[WHAT THIS TASK INVOLVES] Return each line containing "styles".

[GIVEN MATERIAL]

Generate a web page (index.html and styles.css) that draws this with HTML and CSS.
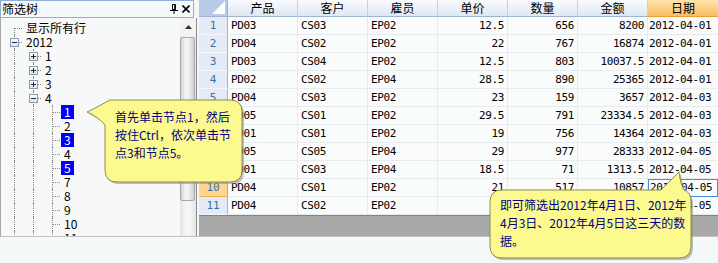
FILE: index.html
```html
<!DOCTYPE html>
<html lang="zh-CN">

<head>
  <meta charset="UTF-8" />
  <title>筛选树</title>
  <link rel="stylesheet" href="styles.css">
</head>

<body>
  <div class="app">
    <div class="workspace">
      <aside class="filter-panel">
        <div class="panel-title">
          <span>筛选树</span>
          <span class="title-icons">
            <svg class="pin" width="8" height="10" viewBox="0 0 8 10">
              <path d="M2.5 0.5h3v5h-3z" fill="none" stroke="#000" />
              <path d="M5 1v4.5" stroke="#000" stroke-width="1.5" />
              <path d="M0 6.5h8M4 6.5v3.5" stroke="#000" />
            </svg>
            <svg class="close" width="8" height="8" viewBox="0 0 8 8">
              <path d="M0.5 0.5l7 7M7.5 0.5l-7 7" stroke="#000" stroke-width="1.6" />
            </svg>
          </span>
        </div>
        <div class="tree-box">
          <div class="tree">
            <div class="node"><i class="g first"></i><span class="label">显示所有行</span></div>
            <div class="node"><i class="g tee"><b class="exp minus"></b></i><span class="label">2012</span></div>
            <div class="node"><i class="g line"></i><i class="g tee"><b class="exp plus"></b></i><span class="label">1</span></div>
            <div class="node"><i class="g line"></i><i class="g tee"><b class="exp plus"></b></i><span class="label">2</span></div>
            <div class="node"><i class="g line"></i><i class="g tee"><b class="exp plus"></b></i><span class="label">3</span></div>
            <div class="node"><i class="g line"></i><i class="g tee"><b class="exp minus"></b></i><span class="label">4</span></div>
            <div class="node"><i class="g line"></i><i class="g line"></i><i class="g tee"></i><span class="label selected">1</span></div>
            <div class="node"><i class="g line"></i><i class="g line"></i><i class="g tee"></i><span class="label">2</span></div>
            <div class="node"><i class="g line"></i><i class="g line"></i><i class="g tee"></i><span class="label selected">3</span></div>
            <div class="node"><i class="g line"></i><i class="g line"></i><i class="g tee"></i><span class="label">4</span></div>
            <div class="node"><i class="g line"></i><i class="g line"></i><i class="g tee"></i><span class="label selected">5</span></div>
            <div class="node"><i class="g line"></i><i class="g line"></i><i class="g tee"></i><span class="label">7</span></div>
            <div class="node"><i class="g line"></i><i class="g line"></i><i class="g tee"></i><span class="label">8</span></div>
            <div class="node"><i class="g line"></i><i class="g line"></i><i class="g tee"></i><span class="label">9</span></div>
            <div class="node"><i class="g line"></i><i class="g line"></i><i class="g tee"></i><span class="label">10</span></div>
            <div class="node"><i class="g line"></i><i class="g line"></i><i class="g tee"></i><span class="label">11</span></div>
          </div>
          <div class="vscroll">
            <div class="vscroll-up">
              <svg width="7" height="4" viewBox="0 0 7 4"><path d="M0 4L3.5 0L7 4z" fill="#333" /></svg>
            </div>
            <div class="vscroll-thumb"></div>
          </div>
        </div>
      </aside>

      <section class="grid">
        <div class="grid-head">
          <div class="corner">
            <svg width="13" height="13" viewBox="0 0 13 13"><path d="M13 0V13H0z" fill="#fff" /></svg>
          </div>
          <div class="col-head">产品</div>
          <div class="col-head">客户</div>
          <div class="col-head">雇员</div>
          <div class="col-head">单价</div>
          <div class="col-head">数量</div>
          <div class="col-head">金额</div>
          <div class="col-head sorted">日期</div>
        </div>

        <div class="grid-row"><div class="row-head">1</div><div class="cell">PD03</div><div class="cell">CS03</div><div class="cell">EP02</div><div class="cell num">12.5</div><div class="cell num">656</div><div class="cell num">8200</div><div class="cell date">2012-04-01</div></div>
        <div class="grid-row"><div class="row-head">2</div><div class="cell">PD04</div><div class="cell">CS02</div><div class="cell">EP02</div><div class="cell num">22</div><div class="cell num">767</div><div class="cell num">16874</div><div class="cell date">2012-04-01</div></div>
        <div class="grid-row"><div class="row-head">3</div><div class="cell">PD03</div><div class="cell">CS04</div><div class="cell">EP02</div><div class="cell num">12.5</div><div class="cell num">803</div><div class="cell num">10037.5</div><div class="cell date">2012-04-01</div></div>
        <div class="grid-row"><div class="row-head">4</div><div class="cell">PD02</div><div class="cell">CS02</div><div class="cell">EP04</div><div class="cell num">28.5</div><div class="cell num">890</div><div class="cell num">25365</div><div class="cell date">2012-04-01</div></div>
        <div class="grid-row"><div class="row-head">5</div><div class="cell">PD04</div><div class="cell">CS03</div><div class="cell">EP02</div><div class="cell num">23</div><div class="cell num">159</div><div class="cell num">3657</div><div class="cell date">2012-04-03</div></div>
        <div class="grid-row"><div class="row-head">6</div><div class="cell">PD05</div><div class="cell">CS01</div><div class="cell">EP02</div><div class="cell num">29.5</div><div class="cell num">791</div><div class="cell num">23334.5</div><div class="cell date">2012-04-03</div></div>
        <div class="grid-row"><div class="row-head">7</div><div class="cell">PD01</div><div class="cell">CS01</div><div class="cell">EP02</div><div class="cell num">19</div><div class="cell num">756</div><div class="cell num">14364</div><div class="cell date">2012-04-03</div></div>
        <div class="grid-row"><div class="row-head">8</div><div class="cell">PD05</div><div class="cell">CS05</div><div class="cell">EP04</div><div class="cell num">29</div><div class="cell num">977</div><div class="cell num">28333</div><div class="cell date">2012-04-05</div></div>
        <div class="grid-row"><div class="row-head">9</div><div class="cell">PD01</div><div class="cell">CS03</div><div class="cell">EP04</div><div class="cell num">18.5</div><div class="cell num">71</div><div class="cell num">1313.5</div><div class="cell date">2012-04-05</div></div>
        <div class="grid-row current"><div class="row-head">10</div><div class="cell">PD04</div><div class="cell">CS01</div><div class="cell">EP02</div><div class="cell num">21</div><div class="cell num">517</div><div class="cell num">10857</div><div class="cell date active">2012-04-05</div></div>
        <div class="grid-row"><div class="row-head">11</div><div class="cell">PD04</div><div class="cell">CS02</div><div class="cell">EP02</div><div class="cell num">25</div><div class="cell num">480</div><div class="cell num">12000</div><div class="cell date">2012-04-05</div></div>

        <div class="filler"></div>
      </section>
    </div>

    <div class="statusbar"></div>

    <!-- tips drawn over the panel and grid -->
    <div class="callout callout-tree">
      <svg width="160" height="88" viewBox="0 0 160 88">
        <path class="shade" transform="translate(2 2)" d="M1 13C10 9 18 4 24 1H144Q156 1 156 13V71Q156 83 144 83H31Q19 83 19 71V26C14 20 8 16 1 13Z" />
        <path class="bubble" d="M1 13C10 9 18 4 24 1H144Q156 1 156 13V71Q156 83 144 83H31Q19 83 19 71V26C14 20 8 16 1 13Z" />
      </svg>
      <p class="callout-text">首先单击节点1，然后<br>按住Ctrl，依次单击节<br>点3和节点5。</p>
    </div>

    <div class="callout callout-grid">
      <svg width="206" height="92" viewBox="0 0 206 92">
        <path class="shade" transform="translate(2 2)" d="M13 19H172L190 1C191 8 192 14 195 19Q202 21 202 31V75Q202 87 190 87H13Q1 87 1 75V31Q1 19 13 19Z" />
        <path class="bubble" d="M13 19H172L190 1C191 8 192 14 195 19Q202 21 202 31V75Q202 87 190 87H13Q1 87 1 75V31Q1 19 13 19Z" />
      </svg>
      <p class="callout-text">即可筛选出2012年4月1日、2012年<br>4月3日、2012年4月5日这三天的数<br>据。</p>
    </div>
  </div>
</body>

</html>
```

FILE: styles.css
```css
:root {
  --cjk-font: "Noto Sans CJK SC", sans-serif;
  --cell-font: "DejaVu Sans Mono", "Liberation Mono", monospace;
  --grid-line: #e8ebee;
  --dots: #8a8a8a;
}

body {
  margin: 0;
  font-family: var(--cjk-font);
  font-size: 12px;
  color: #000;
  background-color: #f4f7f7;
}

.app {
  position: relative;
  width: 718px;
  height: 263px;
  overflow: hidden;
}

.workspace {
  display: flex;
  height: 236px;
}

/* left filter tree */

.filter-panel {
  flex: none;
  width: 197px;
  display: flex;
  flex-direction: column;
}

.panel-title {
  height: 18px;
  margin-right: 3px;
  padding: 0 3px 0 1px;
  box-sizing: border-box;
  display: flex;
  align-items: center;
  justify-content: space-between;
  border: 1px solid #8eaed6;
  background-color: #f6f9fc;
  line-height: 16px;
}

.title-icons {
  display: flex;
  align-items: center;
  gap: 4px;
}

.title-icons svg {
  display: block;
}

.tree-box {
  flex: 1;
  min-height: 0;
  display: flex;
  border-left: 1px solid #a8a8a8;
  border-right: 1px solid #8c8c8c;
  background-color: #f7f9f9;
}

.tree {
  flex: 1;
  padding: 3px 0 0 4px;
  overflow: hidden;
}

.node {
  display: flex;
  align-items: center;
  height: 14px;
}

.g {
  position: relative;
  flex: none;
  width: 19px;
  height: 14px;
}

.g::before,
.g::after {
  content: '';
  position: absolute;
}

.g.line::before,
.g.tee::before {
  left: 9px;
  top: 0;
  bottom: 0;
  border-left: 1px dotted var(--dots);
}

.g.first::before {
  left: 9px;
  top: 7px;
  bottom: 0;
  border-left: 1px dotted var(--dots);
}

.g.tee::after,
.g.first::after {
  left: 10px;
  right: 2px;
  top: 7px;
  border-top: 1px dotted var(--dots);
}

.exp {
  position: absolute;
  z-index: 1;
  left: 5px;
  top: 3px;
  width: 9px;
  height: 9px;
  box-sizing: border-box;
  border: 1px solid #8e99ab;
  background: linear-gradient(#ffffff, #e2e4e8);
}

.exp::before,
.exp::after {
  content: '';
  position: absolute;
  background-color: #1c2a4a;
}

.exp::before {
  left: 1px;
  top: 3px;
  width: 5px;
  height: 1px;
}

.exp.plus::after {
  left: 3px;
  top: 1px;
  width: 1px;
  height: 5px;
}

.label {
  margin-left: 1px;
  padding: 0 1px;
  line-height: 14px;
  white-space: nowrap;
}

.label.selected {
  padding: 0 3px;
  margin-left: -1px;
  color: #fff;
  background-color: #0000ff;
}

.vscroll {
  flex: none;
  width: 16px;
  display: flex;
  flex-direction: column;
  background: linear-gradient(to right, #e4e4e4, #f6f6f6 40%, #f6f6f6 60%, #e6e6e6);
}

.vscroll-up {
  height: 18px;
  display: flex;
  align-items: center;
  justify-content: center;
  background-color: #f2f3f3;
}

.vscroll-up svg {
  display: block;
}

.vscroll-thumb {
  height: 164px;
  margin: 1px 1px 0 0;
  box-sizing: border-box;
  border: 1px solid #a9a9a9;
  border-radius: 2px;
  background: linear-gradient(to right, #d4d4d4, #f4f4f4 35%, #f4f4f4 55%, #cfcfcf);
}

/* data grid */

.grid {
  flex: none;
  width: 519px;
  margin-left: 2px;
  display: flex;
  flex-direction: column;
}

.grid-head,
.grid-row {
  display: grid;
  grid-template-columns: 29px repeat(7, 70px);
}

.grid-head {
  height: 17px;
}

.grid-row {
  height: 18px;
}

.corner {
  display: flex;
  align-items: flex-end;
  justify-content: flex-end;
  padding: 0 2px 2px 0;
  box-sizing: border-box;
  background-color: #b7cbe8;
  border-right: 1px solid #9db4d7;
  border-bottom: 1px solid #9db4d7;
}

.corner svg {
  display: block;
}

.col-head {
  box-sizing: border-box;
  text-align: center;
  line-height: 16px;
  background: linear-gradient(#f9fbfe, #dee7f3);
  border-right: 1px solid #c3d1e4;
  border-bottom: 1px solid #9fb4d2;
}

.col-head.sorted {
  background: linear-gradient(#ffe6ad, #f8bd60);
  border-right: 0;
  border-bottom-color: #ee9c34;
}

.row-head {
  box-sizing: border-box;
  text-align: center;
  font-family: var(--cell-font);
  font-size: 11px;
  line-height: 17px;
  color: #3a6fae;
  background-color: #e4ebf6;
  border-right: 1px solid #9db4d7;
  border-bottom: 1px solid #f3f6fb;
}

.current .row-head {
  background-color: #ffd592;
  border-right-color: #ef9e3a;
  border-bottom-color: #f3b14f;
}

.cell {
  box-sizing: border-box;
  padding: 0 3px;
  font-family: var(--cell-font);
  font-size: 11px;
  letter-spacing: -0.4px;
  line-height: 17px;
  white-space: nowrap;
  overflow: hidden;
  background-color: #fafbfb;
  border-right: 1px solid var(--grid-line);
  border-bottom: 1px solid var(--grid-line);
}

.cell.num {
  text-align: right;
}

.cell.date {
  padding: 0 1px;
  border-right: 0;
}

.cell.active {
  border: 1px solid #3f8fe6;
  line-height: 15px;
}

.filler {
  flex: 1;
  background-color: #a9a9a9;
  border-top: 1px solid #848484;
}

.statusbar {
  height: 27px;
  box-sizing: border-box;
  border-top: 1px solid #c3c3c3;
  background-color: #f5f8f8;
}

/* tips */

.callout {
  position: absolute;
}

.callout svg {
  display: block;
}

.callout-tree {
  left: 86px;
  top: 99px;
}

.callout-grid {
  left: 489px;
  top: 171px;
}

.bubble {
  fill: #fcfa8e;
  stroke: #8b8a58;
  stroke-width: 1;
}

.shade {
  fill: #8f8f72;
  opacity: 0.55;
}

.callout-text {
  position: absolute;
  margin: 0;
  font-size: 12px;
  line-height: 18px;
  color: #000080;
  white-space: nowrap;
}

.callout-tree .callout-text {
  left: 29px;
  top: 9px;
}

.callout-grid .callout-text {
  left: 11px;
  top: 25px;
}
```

[FINAL ANSWER]
Generate a web page (index.html and styles.css) that draws this with HTML and CSS.
  <link rel="stylesheet" href="styles.css">
FILE: styles.css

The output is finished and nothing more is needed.